Eric Pardini, director of Public Sector Consultants, led a study that helped the task force form its conclusions. Pardini said any disruption in Line 5 will affect propane supplies in the Upper Peninsula, but that impact is tempered by the fact that this shutdown is happening during the summer, when demand is low.

June through August represent a combined total of less than 10 percent of annual propane consumption in Michigan, he said, so “as far as customers go, it’s really opportune timing.”

Pardini said the temporary shutdown highlights the “outsized level of risk” to the Upper Peninsula’s propane supply because it relies so heavily upon a pipeline that represents a “single point of failure.” 

If Line 5 becomes unavailable for any reason, “there aren’t a lot of other options.” 

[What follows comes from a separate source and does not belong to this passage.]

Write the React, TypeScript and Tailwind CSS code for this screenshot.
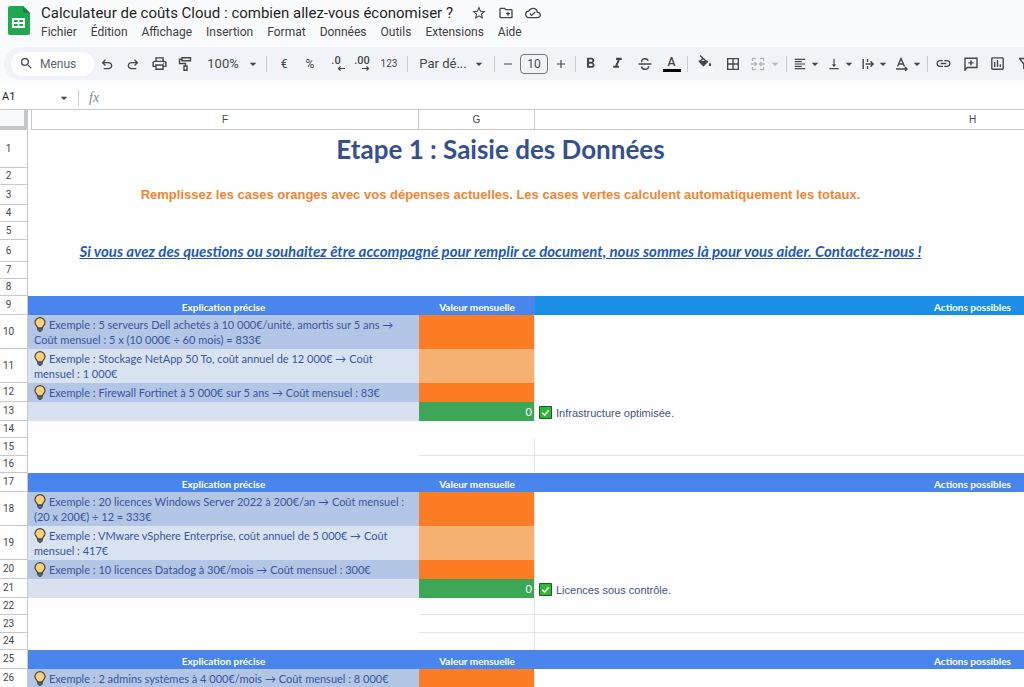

Advocates for the line’s shutdown, meanwhile, noted that any temporary economic impact pales in comparison to the risk of a catastrophic oil spill in the straits, should the line be deemed unsafe as a result of last week’s damage.

Pipeline safety expert Richard Kuprewicz, president of Accufacts, Inc., said Enbridge bears a high burden of proof that the damaged anchor support doesn’t pose a spill risk, and Michigan officials are justified in their quest for complete information about the circumstances surrounding the damaged anchor support. 

Many Michiganders distrust the company, he said, because of the 2010 transmission line failure that caused 1.2 million gallons of oil to spill into a tributary of the Kalamazoo River from an Enbridge line. 

Line 5’s placement at the bottom of the Straits poses an even greater risk, Kuprewicz said. Whatever the economic impact of a temporary shutdown, he said, it pales in comparison to the potential damage a spill would wreak.

“You want to see a change in the economics?” he said. “Put oil in the Great Lakes.”

Jamo appears to have reached a similar conclusion in his review of Nessel’s shutdown request. In ordering the pipeline closed, he wrote that the danger of continuing to operate without assurance that the pipeline is safe following the anchor support damage “far exceeds the risk of financial loss,” of a temporary shutdown.